Martin Vander Weyer Martin Vander Weyer

A US-China tit-for-tat hardly amounts to a serious trade war

‘Stocks plunge as China hits US goods with tariffs,’ said a headline after the long weekend, and the FTSE100 duly dipped below 7,000. But I wonder what a serious trade war would look like — and how markets would respond if the White House and Beijing took the gloves off. Last year, China exported $500 billion worth of goods to the US, while US exports to China amounted to $135 billion. Last month, President Trump announced import tariffs on $50 billion worth of Chinese steel and aluminium, 10 per cent of the total import bill. China has hit back with tariffs on US steel tubes plus an eclectic product list ranging from aluminium scrap to frozen pork liver, adding up to $3 billion — which, to quote Humphrey Bogart, ‘don’t amount to a hill of beans in this crazy world’.
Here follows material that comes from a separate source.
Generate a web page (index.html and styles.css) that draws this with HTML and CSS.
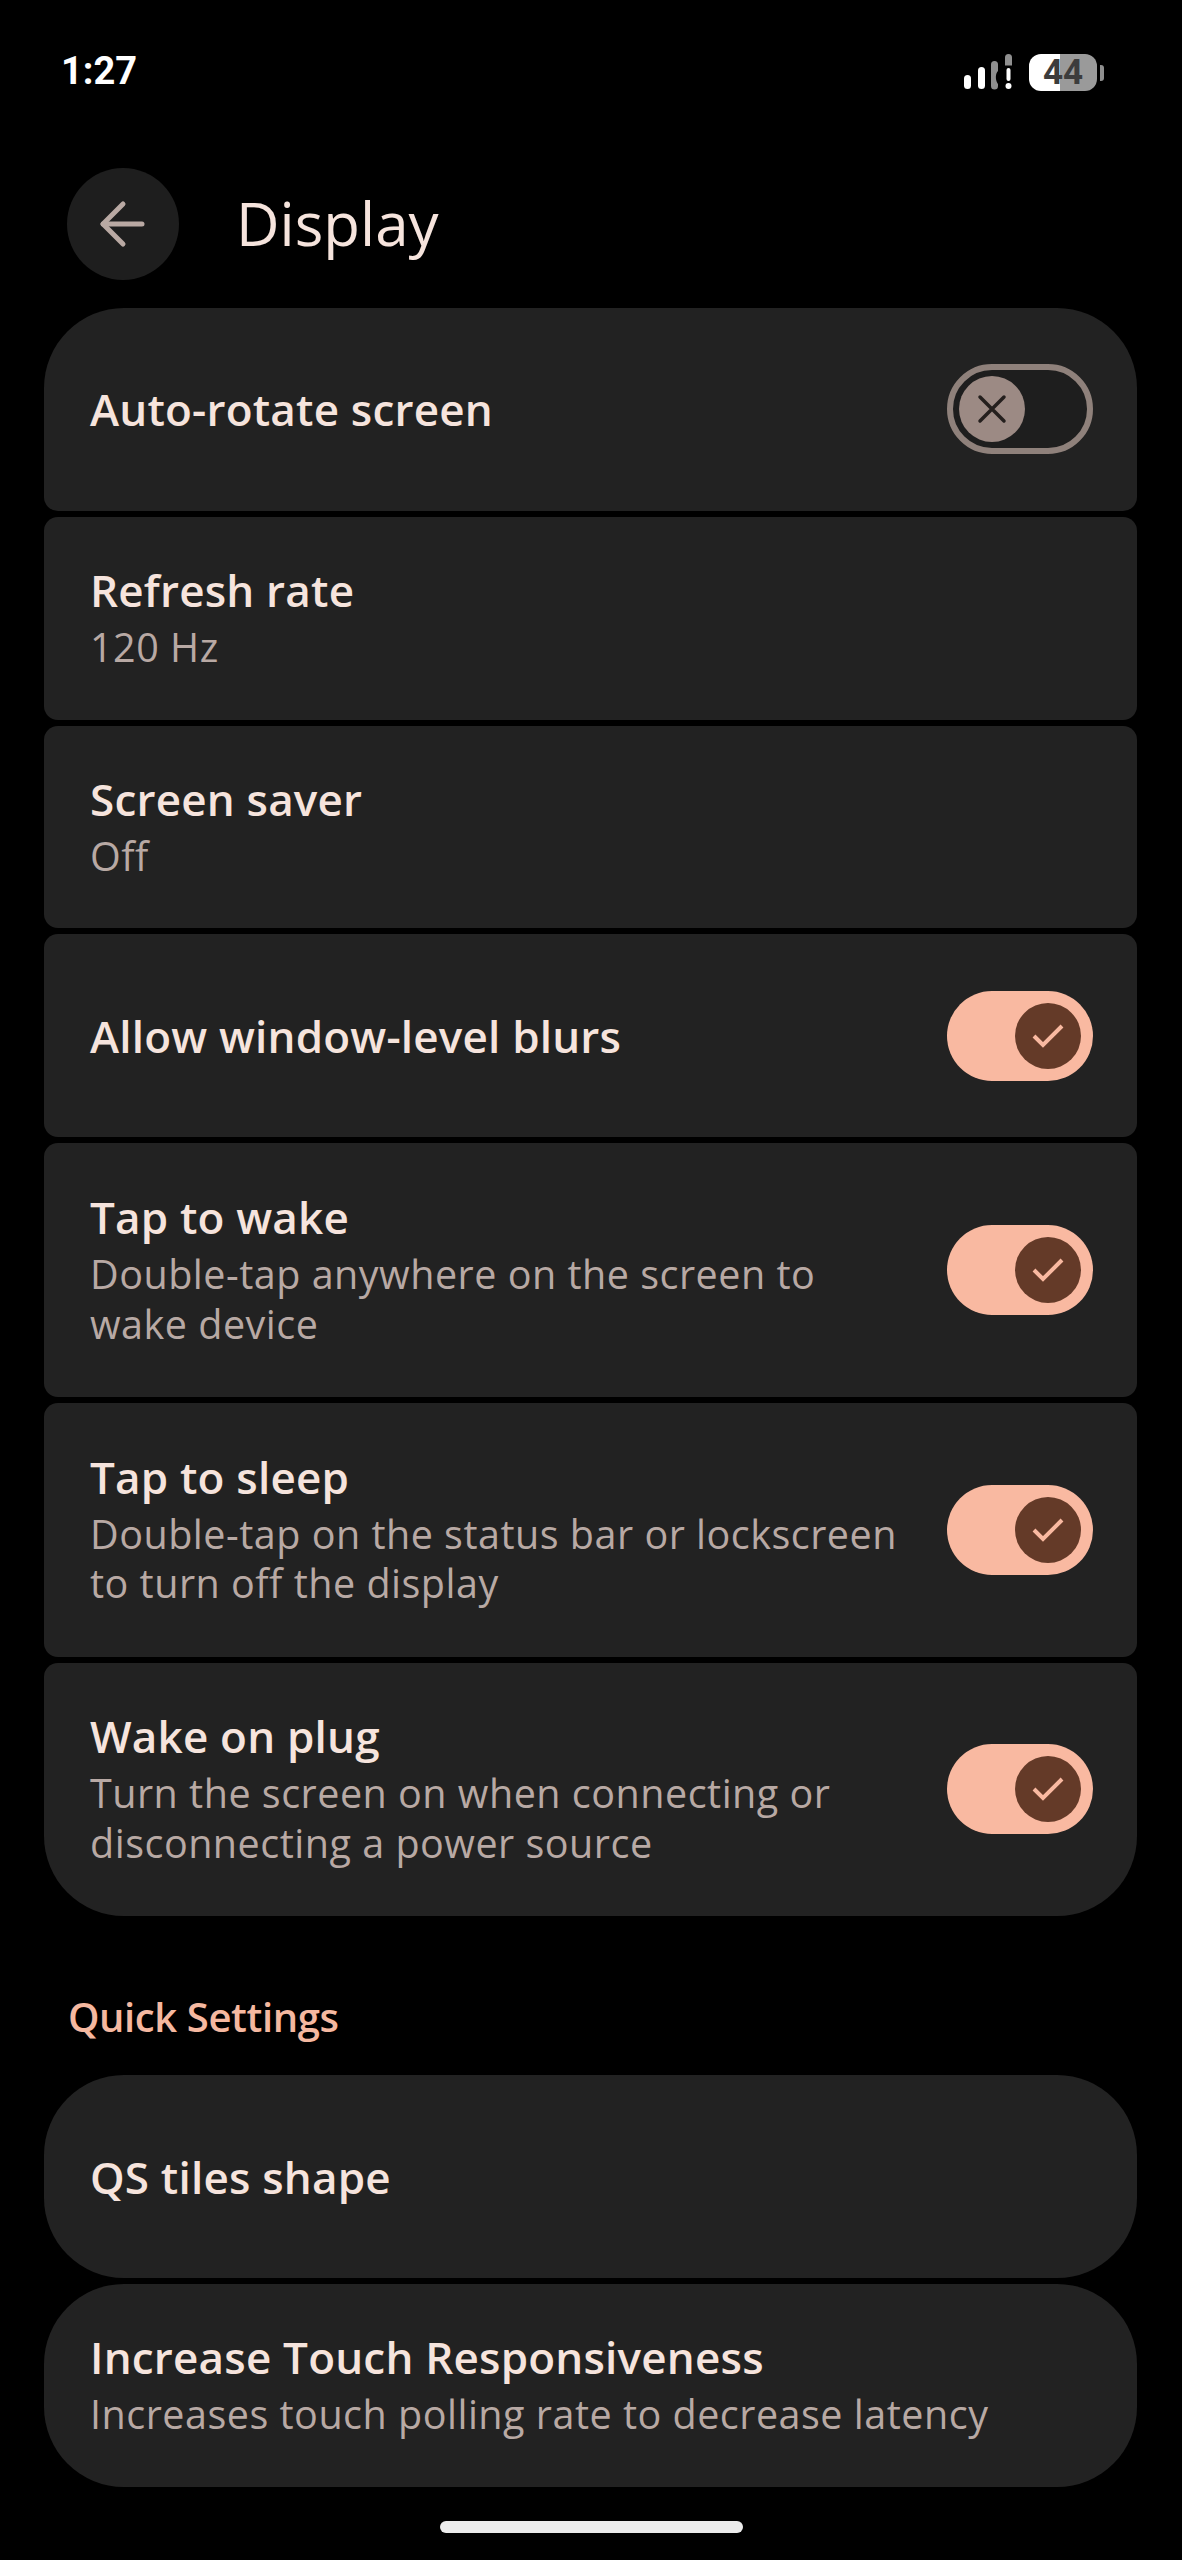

The truth is that Trump’s first move was a shallow bid for adulation from benighted blue-collar supporters — and every wise head in Washington told him it was stupid. China’s response is token tit-for-tat, from a regime that clearly has a more intelligent overview of the benefits of global trade. Collateral losers so far include American farmers and scrap dealers, denizens of Trump’s heartland just as much as the steel workers he claimed to be defending. As for the US stock market, the one factor that should have spooked it in the first place was last year’s coronation of Trump, but during his first 12 months in office, investors showed precisely the opposite reaction; now they are beginning to realise how much damage to their interests he’s capable of causing.

Remember Poitiers

The French do trade skirmishes better. Back in 1982, France was flooded with cheap Japanese videocassette recorders, until a rule was imposed requiring all such imports to be processed through a small customs office in Poitiers, hundreds of miles from any port, where inspectors felt it necessary to open every box to check that the operating instructions were in French.